Esta percepção só ficou bem clara, após o encerramento da Segunda Guerra Mundial, quando a sociedade passou a se preocupar muito mais com a aparência: dá até pra dizer que esta preocupação era resultado de uma mudança de foco, já que os dias tristes de batalha, medo, insegurança e miséria haviam chegado a um fim. O foco agora era a recuperação político-econômica dos países envolvidos no conflito, das cidades destruídas, de levantar e seguir em frente. Tudo isso traduziu-se em uma necessidade de amplitude – a gente pode inclusive inserir o new look da Dior aqui, né? Quer coisa mais ampla do que aqueles saiões? –  impulsionada pela cobertura cada vez maior da imprensa, a era de ouro do cinema e o surgimento, dentro das maisons e dos museus, de um interesse por documentar a moda, como nunca antes havia acontecido.

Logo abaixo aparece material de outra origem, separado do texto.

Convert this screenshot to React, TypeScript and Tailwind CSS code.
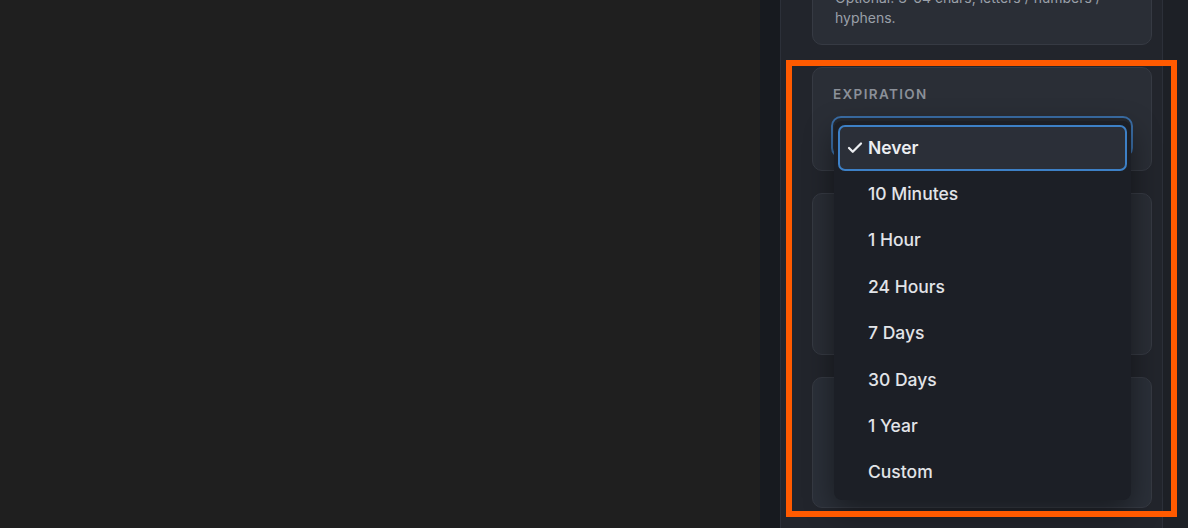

Mas foi no período compreendido entre o final da década de 50 até a década de 70, que ocorreu o que eu gosto de chamar a Grande Revolução Fashionista. Em 1957, a Europa já se recuperava bem, com a ajuda do Plano Marshall, das carências e privações do pós guerra. Tanto nos Estados Unidos quanto na Europa, “as estatísticas registravam um mercado adolescente em crescimento, com grande rendimento disponível.” O surgimento deste público trouxe a juventude para o primeiro plano, afinal os jovens não apenas representavam uma nova fatia consumidora da população, mas passaram a ser o protagonistas de uma verdadeira revolução, iniciada com o Maio de 68, na França, passando pelos avanços do Movimento Pacifista nos Estados Unidos, a Ofensiva de Tet – responsável pelo fim da Guerra do Vietnã – e chegando à Batalha da Maria Antônia, como ficou conhecido o conflito entre estudantes da USP e do Mackenzie, em tempos de Ditadura.

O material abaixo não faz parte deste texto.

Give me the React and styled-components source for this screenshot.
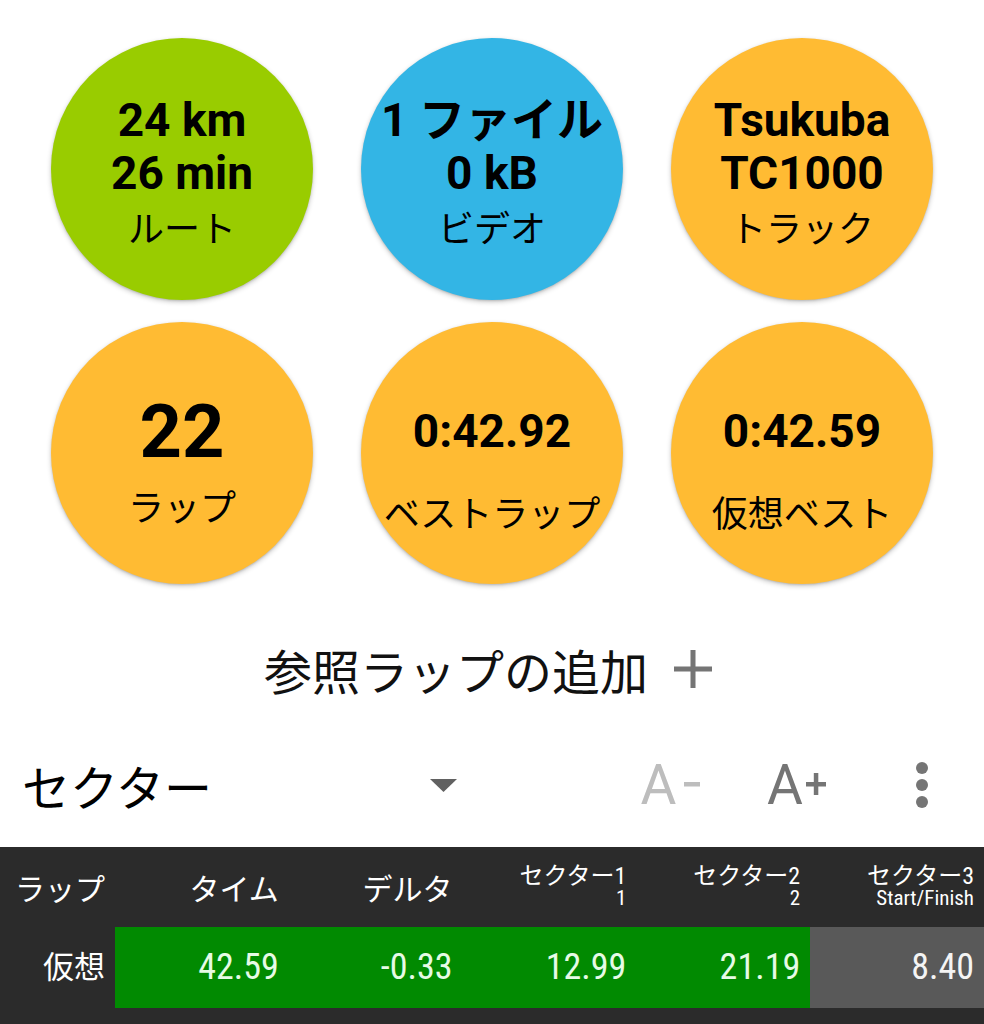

A prosperidade e o ritmo frenético de mudanças, teve um impacto dramático sobre a produção e a comercialização de moda. Os jovens se dividiam em grupos, e a moda acompanhava estes passos. Havia, pela primeira vez, surgido o conceito de estilo, advindo de uma formação de identidade de grupo muito forte. Tanta agitação e novidade, fizeram com que o romantismo e o sentimento de amplitude da década de 50 dessem lugar aos tubinhos, ao grafismo, às estampas alegres e floridas e às minissaias de Mary Quant. Aliás, a capital mundial da moda se deslocou temporariamente de Paris para Londres, onde jovens estilistas faziam moda “para o jovem médio da rua e não para poucos indivíduos selecionados e ricos”. A alta costura entrou em declínio, e para não sucumbir, as grandes Casas começaram a expandir suas operações de “ready to wear” além de partir para as opções lucrativas de perfumes e maquiagens.

Neste momento, a moda presenciou o nascimento da era do descartável e do consumismo.